= Given information =
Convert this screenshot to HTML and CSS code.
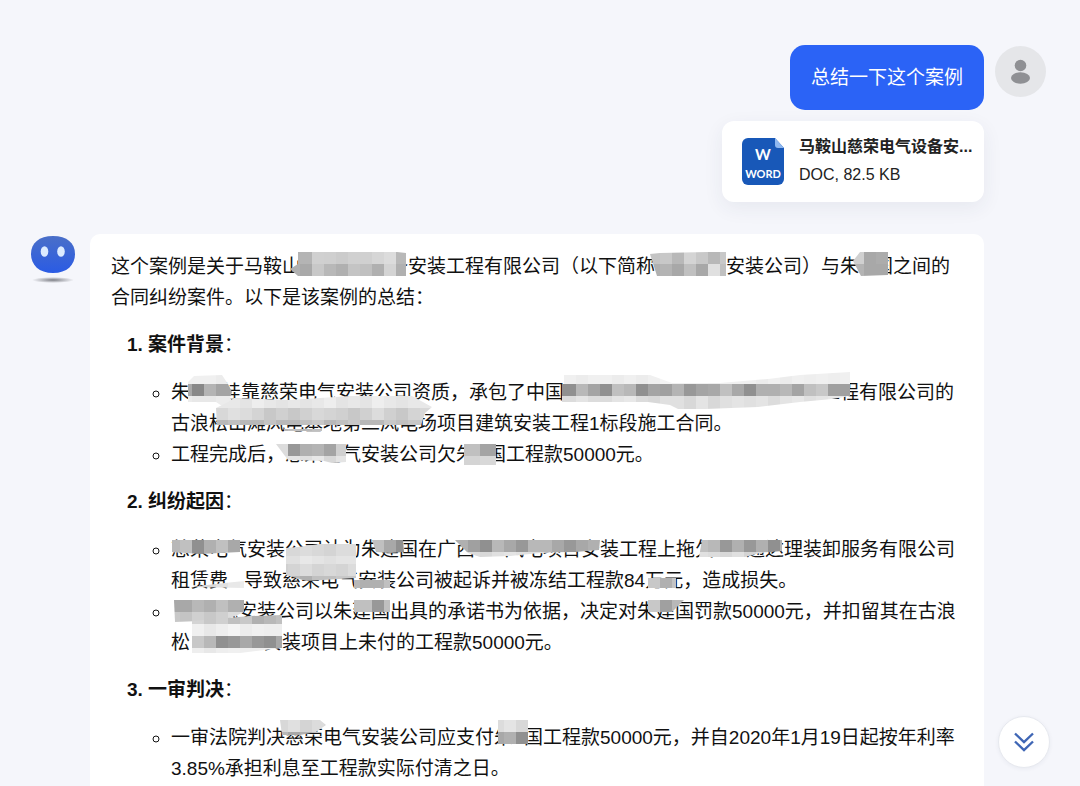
FILE: index.html
```html
<!DOCTYPE html>
<html lang="zh-CN">

<head>
    <meta charset="UTF-8" />
    <meta name="viewport" content="width=device-width, initial-scale=1.0" />
    <title>案例总结</title>
    <link rel="stylesheet" href="styles.css">
</head>

<body>

    <main class="chat">

        <section class="message message-user">
            <div class="user-content">
                <div class="bubble">总结一下这个案例</div>
                <a class="file-card" href="#">
                    <svg class="file-icon" viewBox="0 0 42 47" aria-hidden="true">
                        <path d="M6 0H33L42 10V41a6 6 0 0 1-6 6H6a6 6 0 0 1-6-6V6a6 6 0 0 1 6-6z" fill="#1858b8" />
                        <path d="M33 0L42 10H36a3 3 0 0 1-3-3z" fill="#8fb8f0" />
                        <text x="21" y="22" class="icon-letter">W</text>
                        <text x="21" y="40" class="icon-word">WORD</text>
                    </svg>
                    <div class="file-info">
                        <div class="file-name">马鞍山慈荣电气设备安...</div>
                        <div class="file-meta">DOC, 82.5 KB</div>
                    </div>
                </a>
            </div>
            <svg class="user-avatar" viewBox="0 0 51 51" aria-hidden="true">
                <circle cx="25.5" cy="25.5" r="25.5" fill="#e5e6e9" />
                <circle cx="25.5" cy="19.5" r="5.8" fill="#8f9094" />
                <ellipse cx="25.5" cy="32" rx="9.5" ry="5.7" fill="#8f9094" />
            </svg>
        </section>

        <section class="message message-bot">
            <svg class="bot-avatar" viewBox="0 0 44 48" aria-hidden="true">
                <defs>
                    <linearGradient id="face" x1="0" y1="0" x2="0" y2="1">
                        <stop offset="0" stop-color="#4a6fc8" />
                        <stop offset="1" stop-color="#2a5be4" />
                    </linearGradient>
                    <radialGradient id="shade">
                        <stop offset="0" stop-color="#7d7f86" />
                        <stop offset="1" stop-color="#7d7f86" stop-opacity="0" />
                    </radialGradient>
                </defs>
                <ellipse cx="22" cy="44" rx="21" ry="3" fill="url(#shade)" />
                <path d="M22 0C36 0 44 7 44 18S36 37 22 37 0 29 0 18 8 0 22 0z" fill="url(#face)" />
                <ellipse cx="13.5" cy="15.5" rx="3.8" ry="5.3" fill="#dcebff" />
                <ellipse cx="30" cy="15.5" rx="3.8" ry="5.3" fill="#dcebff" />
            </svg>

            <article class="answer">
                <p>这个案例是关于马鞍山<svg class="mosaic" data-mask="company"></svg>备安装工程有限公司（以下简称<svg class="mosaic" data-mask="short"></svg>安装公司）与朱<svg class="mosaic" data-mask="person"></svg>国之间的合同纠纷案件。以下是该案例的总结：</p>

                <ol>
                    <li>
                        <strong>案件背景</strong>：
                        <ul>
                            <li>朱<svg class="mosaic" data-mask="person2"></svg>挂靠慈荣电气安装公司资质，承包了中国<svg class="mosaic" data-mask="builder"></svg>工程有限公司的古浪松山滩风电<svg class="mosaic" data-mask="site"></svg>基地第二风电场项目建筑安装工程1标段施工合同。</li>
                            <li>工程完成后，<svg class="mosaic" data-mask="owner"></svg>慈荣电气安装公司欠朱<svg class="mosaic" data-mask="person3"></svg>国工程款50000元。</li>
                        </ul>
                    </li>
                    <li>
                        <strong>纠纷起因</strong>：
                        <ul>
                            <li><svg class="mosaic" data-mask="owner2"></svg>慈荣电气安装公司认为朱建国在广西<svg class="mosaic" data-mask="project"></svg>风电项目安装工程上拖欠<svg class="mosaic" data-mask="creditor"></svg>通达理装卸服务有限公司租赁费<svg class="mosaic" data-mask="fee"></svg>导致慈荣电气安装公司被起诉并被冻结工程款84万元，造成损失。</li>
                            <li><svg class="mosaic" data-mask="owner3"></svg>气安装公司以朱建国出具的承诺书为依据，决定对朱建国罚款50000元，并扣留其在古浪松<svg class="mosaic" data-mask="site2"></svg>安装项目上未付的工程款50000元。</li>
                        </ul>
                    </li>
                    <li>
                        <strong>一审判决</strong>：
                        <ul>
                            <li>一审法院判决<svg class="mosaic" data-mask="owner4"></svg>慈荣电气安装公司应支付朱<svg class="mosaic" data-mask="person4"></svg>国工程款50000元，并自2020年1月19日起按年利率3.85%承担利息至工程款实际付清之日。</li>
                        </ul>
                    </li>
                </ol>
            </article>
        </section>

    </main>

    <button class="scroll-down" type="button" aria-label="滚动到底部">
        <svg viewBox="0 0 20 20" aria-hidden="true">
            <path d="M1 1.5L10 10L19 1.5M1 9.5L10 18L19 9.5" />
        </svg>
    </button>

    <script>
        // view: left, top, width of the space kept in the line
        // parts: outline, then rows of [x, y, height, greys], each cell 12 wide
        const MASKS = {
            company: {
                view: [301, 251, 88], parts: [
                    ['290,269 298,264 298,252 397,252 406,253 406,276 298,276', [
                        [288, 252, 12, 'b4 b4 d0 cf cb d0 d0 d6 dc b8'],
                        [288, 264, 12, 'b0 a9 c8 b8 b0 c4 c0 b0 d4 b0']]]]
            },
            short: {
                view: [655, 251, 71], parts: [
                    ['650,254 660,253 708,252 726,252 726,276 657,276', [
                        [648, 252, 12, 'c4 c8 b8 d4 c8 b8 c8'],
                        [648, 264, 12, 'b0 b4 a8 c0 a8 e0 c0']]]]
            },
            person: {
                view: [859, 251, 15], parts: [
                    ['853,261 860,252 888,252 888,275 861,276', [
                        [852, 252, 12, 'd0 a8 ac'],
                        [852, 264, 12, 'b4 a8 a8']]]]
            },
            person2: {
                view: [190, 377, 32], parts: [
                    ['188,382 194,376 222,375 228,384 232,392 230,398 240,408 225,408 216,402 188,402', [
                        [180, 372, 12, 'f0 f0 f0 ec ec'],
                        [180, 384, 12, 'a8 88 b4 a4 a4'],
                        [180, 396, 12, 'ec e8 e8 ec ec']]]]
            },
            builder: {
                view: [564, 377, 257], parts: [
                    ['562,375 650,375 672,383 720,383 768,379 800,375 850,372 850,396 832,399 800,402 758,407 705,409 678,409 670,405 648,402 562,402', [
                        [564, 372, 12, 'f0 ec f0 f0 ec f0 ec f0 f4 f0 f0 f0 ee f0 f0 f0 ec f0 ec f0 ee f0 ee f0'],
                        [552, 384, 12, '90 90 b8 a4 90 c0 b8 90 a4 a0 b4 98 a4 a8 c0 a8 90 b0 b0 b8 a4 c0 c8 a0 a0'],
                        [552, 396, 14, 'dc dc e4 dc dc e4 e8 dc d8 e0 e0 d8 e4 d8 e0 e4 e0 e4 dc e4 e8 e0 e4 e8 e8']]]]
            },
            site: {
                view: [304, 408, 0], parts: [
                    ['216,408 228,402 234,398 290,400 350,396 412,396 432,407 425,413 421,425 217,425', [
                        [216, 396, 12, 'e8 e8 e4 ee e8 e4 e8 e4 e8 ee e4 e8 e4 ee e8 e4 e8 e8'],
                        [216, 408, 12, 'd8 e0 dc d4 c8 d0 c8 d0 d8 d4 d0 c8 d0 dc d0 c8 d4 d8'],
                        [216, 420, 5, 'b8 c0 b8 b8 c4 b8 b8 c0 c8 b8 c0 c8 b8 b8 c8 c0 c8 c8']]],
                    ['284,429 322,429 322,431 284,431', [[276, 428, 4, 'b8 c0 b8 c0']]]]
            },
            owner: {
                view: [285, 439, 0], parts: [
                    ['276,444 346,444 346,462 332,463 324,461 288,460', [
                        [276, 444, 12, 'dc 98 b0 b4 a4 d0'],
                        [276, 456, 8, 'e4 e4 e0 e8 d8 e4']]]]
            },
            person3: {
                view: [475, 439, 12], parts: [
                    ['464,444 496,444 496,465 464,465', [
                        [456, 444, 12, 'c0 c0 a4 a4'],
                        [456, 456, 9, 'd4 d4 d8 d8']]]]
            },
            owner2: {
                view: [171, 534, 0], parts: [
                    ['172,540 240,540 240,552 200,554 172,552', [
                        [168, 540, 14, 'b8 c0 90 b0 c0 a8']]],
                    ['286,548 298,547 320,544 356,544 356,578 306,581 286,575', [
                        [276, 540, 16, 'd8 d8 dc d8 d4 dc dc'],
                        [276, 556, 8, 'e0 e0 e8 e4 e0 e4 e4'],
                        [276, 564, 12, 'd0 d4 dc d4 d8 d4 dc'],
                        [276, 576, 6, 'b8 b8 b0 c0 c0 c8 c8']]],
                    ['372,540 403,540 404,552 390,553 376,552', [
                        [372, 540, 13, 'c0 a8 90']]]]
            },
            project: {
                view: [475, 534, 30], parts: [
                    ['455,540 600,540 599,550 575,552 540,553 510,556 480,557 468,553', [
                        [444, 540, 12, 'a8 b0 a0 90 b8 a8 98 b8 b8 a8 98 a8 b0'],
                        [444, 552, 6, 'e0 e0 dc d8 e0 e4 e0 e0 e0 e0 e0 e0 e0']]]]
            },
            creditor: {
                view: [714, 534, 32], parts: [
                    ['702,540 782,540 782,551 760,553 745,557 699,557', [
                        [696, 540, 12, 'c0 b8 98 b0 98 b0 90 b4'],
                        [696, 552, 6, 'e0 dc d8 e0 d4 dc e0 e0']]]]
            },
            fee: {
                view: [228, 565, 16], parts: [
                    ['192,587 215,584 244,581 244,588', [
                        [192, 576, 12, 'd0 d8 e0 e8 ec']]],
                    ['354,580 390,580 390,588 354,588', [
                        [348, 576, 12, 'b8 b0 b0 c0']]],
                    ['648,578 676,578 676,588 648,588', [
                        [648, 576, 12, 'c8 b0 c4']]]]
            },
            owner3: {
                view: [171, 596, 48], parts: [
                    ['174,600 244,600 244,612 240,614 225,620 175,622', [
                        [168, 600, 12, 'a8 a8 b8 b0 c0 b0 a8'],
                        [168, 612, 11, 'c8 c4 d0 c8 d0 dc e4']]],
                    ['354,600 390,600 390,612 354,612', [
                        [348, 600, 12, 'c0 c0 98 c0']]],
                    ['648,600 684,600 672,612 648,612', [
                        [648, 600, 12, 'c8 a0 b8']]]]
            },
            site2: {
                view: [190, 627, 73], parts: [
                    ['192,621 250,616 282,615 282,648 240,653 192,653', [
                        [192, 612, 12, 'd4 c8 d0 c0 c8 b0 b8 c0'],
                        [192, 624, 12, 'f0 e8 ee f4 ec f0 ee ee'],
                        [192, 636, 12, 'c8 b8 90 98 a8 98 90 a8'],
                        [192, 648, 6, 'ee e8 ee f0 ee ee f0 f0']]]]
            },
            owner4: {
                view: [285, 722, 0], parts: [
                    ['280,720 320,720 326,725 316,732 300,735 282,735', [
                        [276, 720, 12, 'd8 e0 d4 dc d8'],
                        [276, 732, 4, 'b8 a8 b0 b8 c0']]]]
            },
            person4: {
                view: [513, 722, 11], parts: [
                    ['498,720 528,720 528,744 498,744', [
                        [492, 720, 12, 'dc e4 d8'],
                        [492, 732, 12, 'a8 b0 90']]]]
            }
        };

        document.querySelectorAll('.mosaic').forEach(svg => {
            const name = svg.dataset.mask;
            const { view: [left, top, width], parts } = MASKS[name];
            // an svg of zero width is not painted, .mosaic takes this pixel back
            svg.setAttribute('width', width + 1);
            svg.innerHTML = parts.map(([outline, rows], i) => `
<clipPath id="${name}-${i}"><polygon points="${outline}"/></clipPath>
<g transform="translate(${-left} ${-top})"><g clip-path="url(#${name}-${i})" shape-rendering="crispEdges">
${rows.map(([x, y, h, greys]) => greys.split(' ').map((g, n) =>
                `<rect x="${x + n * 12}" y="${y}" width="12" height="${h}" fill="#${g}${g}${g}"/>`).join('')).join('')}
</g></g>`).join('');
        });
    </script>

</body>

</html>
```
FILE: styles.css
```css
:root {
    --page-bg: #f5f6fb;
    --card-bg: #fff;
    --accent: #2b63f6;
    --text-main: #111;
}

* {
    box-sizing: border-box
}

body {
    font-family: "Liberation Sans", "Noto Sans CJK SC", sans-serif;
    font-size: 19px;
    line-height: 31px;
    margin: 0;
    color: var(--text-main);
    background: var(--page-bg);
}

.chat {
    height: 100vh;
    overflow-y: auto;
    scrollbar-width: none;
    padding: 45px 34px 0 31px;
}

.message {
    display: flex;
    align-items: flex-start;
}

.message-user {
    justify-content: flex-end;
    gap: 11px;
    margin-bottom: 32px;
}

.user-content {
    display: flex;
    flex-direction: column;
    align-items: flex-end;
    gap: 11px;
}

.bubble {
    padding: 17px 21px;
    border-radius: 15px;
    color: #fff;
    background: var(--accent);
}

.user-avatar {
    width: 51px;
    height: 51px;
    flex: none;
    margin-top: 1px;
}

.file-card {
    display: flex;
    align-items: center;
    gap: 15px;
    width: 262px;
    height: 81px;
    padding: 0 12px 0 20px;
    border-radius: 12px;
    color: #222;
    background: var(--card-bg);
    box-shadow: 0 6px 20px rgba(40, 50, 80, .07);
    text-decoration: none;
}

.file-icon {
    width: 42px;
    height: 47px;
    flex: none;
}

.icon-letter,
.icon-word {
    font-family: Lato, sans-serif;
    font-weight: 700;
    fill: #fff;
    text-anchor: middle;
}

.icon-letter {
    font-size: 15px
}

.icon-word {
    font-size: 11px
}

.file-info {
    padding-bottom: 2px;
    font-size: 16px;
    line-height: 28px;
    white-space: nowrap;
}

.file-name {
    font-weight: 700
}

.message-bot {
    gap: 15px;
    padding-right: 62px;
}

.bot-avatar {
    width: 44px;
    height: 48px;
    flex: none;
    margin-top: 2px;
}

.answer {
    flex: 1;
    padding: 17px 21px;
    border-radius: 10px;
    background: var(--card-bg);
}

.answer p {
    margin: 0 0 16px
}

.answer ol {
    margin: 0;
    padding-left: 37px;
}

.answer ol > li::marker {
    font-weight: 700
}

.answer ul {
    list-style: circle;
    margin: 17px 0 16px;
    padding-left: 23px;
}

/* blurred-out names: keeps its width in the line, cells spill over the text */
.mosaic {
    position: relative;
    z-index: 1;
    display: inline-block;
    height: 31px;
    margin-right: -1px;
    vertical-align: top;
    overflow: visible;
}

.scroll-down {
    position: fixed;
    right: 30px;
    bottom: 18px;
    display: flex;
    align-items: center;
    justify-content: center;
    width: 52px;
    height: 52px;
    padding: 0;
    border: 1px solid #e6e8ee;
    border-radius: 50%;
    background: var(--card-bg);
    box-shadow: 0 1px 4px rgba(40, 50, 80, .06);
    cursor: pointer;
}

.scroll-down svg {
    width: 20px;
    height: 20px;
    fill: none;
    stroke: #3f66b5;
    stroke-width: 2.4px;
}
```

= Exercise objective =
Copy each line above where the string "this" occurs.

= Written reply =
Convert this screenshot to HTML and CSS code.
            // an svg of zero width is not painted, .mosaic takes this pixel back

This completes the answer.